When to choose async

  • You call EF Core (SaveChangesAsync, ToListAsync), HttpClient, Azure SDK (ServiceBusClient, BlobClient), file I/O, or any API with Async methods.
  • You expect latency from a dependency (tens–hundreds of ms).
  • You need cancellation and timeouts (propagate HttpContext.RequestAborted).

When sync is acceptable

  • The action is pure CPU and trivial (e.g., quick math, mapping, input validation) and returns immediately.
  • There are no I/O waits and no benefit from freeing the thread.

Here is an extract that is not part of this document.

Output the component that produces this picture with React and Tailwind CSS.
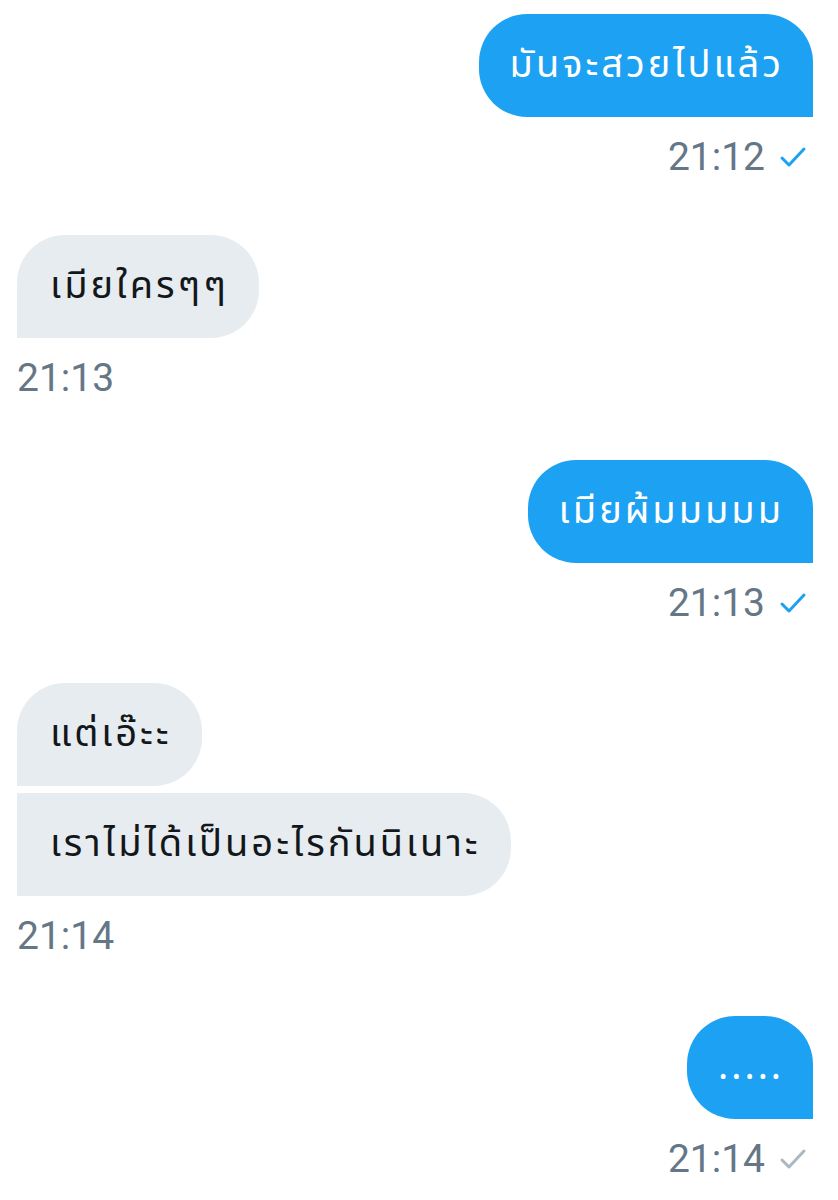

If it’s CPU-heavy (image processing, big JSON transforms), do not just make it async—offload to a background queue/worker or a separate compute service. Async won’t make CPU faster.

Pitfalls to avoid

  • Don’t block async: never use .Result / .Wait() on Tasks (deadlocks/thread-pool starvation).
  • Async all the way down: if the controller is async, downstream calls should be too.
  • Don’t fake async: returning Task.Run around synchronous I/O just burns threads.
  • Keep concurrency bounded when fanning out to multiple I/O calls.

Mini decision checklist

  1. Any I/O? → Use async (end-to-end).

  2. Pure CPU?

    • Tiny (≤ a few ms) → Sync is fine.
    • Heavy/variable → Offload to background worker; controller returns 202/Location or uses a queue.

ASP.NET Core examples

Async (I/O-bound) — recommended

[ApiController]
[Route("orders")]
public class OrdersController : ControllerBase
{
    private readonly OrdersDbContext _db;
    private readonly HttpClient _http;

    public OrdersController(OrdersDbContext db, IHttpClientFactory f)
    {
        _db = db;
        _http = f.CreateClient("catalog");
    }

    [HttpGet("{id}")]
    public async Task<ActionResult<OrderDto>> Get(string id, CancellationToken ct)
    {
        var order = await _db.Orders.FindAsync([id], ct);
        if (order is null) return NotFound();

        // Call another service
        var resp = await _http.GetAsync($"/inventory/{order.Sku}", ct);
        resp.EnsureSuccessStatusCode();
        var inv = await resp.Content.ReadFromJsonAsync<InventoryDto>(cancellationToken: ct);

        return Ok(new OrderDto(order, inv));
    }
}

Sync (trivial CPU) — acceptable

[HttpGet("ping")]
public ActionResult<string> Ping() => "pong"; // no I/O, returns immediately

CPU-heavy work — offload rather than “asyncifying”

// Controller: accept request, enqueue, return 202
[HttpPost("render")]
public async Task<IActionResult> Render(RenderRequest req, [FromServices] IBackgroundQueue queue)
{
    var jobId = Guid.NewGuid().ToString("N");
    await queue.EnqueueAsync(jobId, req);
    return Accepted($"/render/{jobId}");
}

// Hosted service: single place that uses CPU, bounded concurrency
public class RenderWorker : BackgroundService
{
    private readonly IBackgroundQueue _q;
    protected override async Task ExecuteAsync(CancellationToken stoppingToken)
    {
        await foreach (var job in _q.DequeueAllAsync(stoppingToken))
        {
            // CPU-bound work here (e.g., image/video), controlled degree of parallelism
        }
    }
}

Tuning & tips

  • Pass CancellationToken from HttpContext.RequestAborted.
  • Use IHttpClientFactory and async Azure SDKs.
  • For streaming, expose IAsyncEnumerable<T> or chunked responses (async).
  • In ASP.NET Core there’s no UI SynchronizationContext, so ConfigureAwait(false) is usually unnecessary.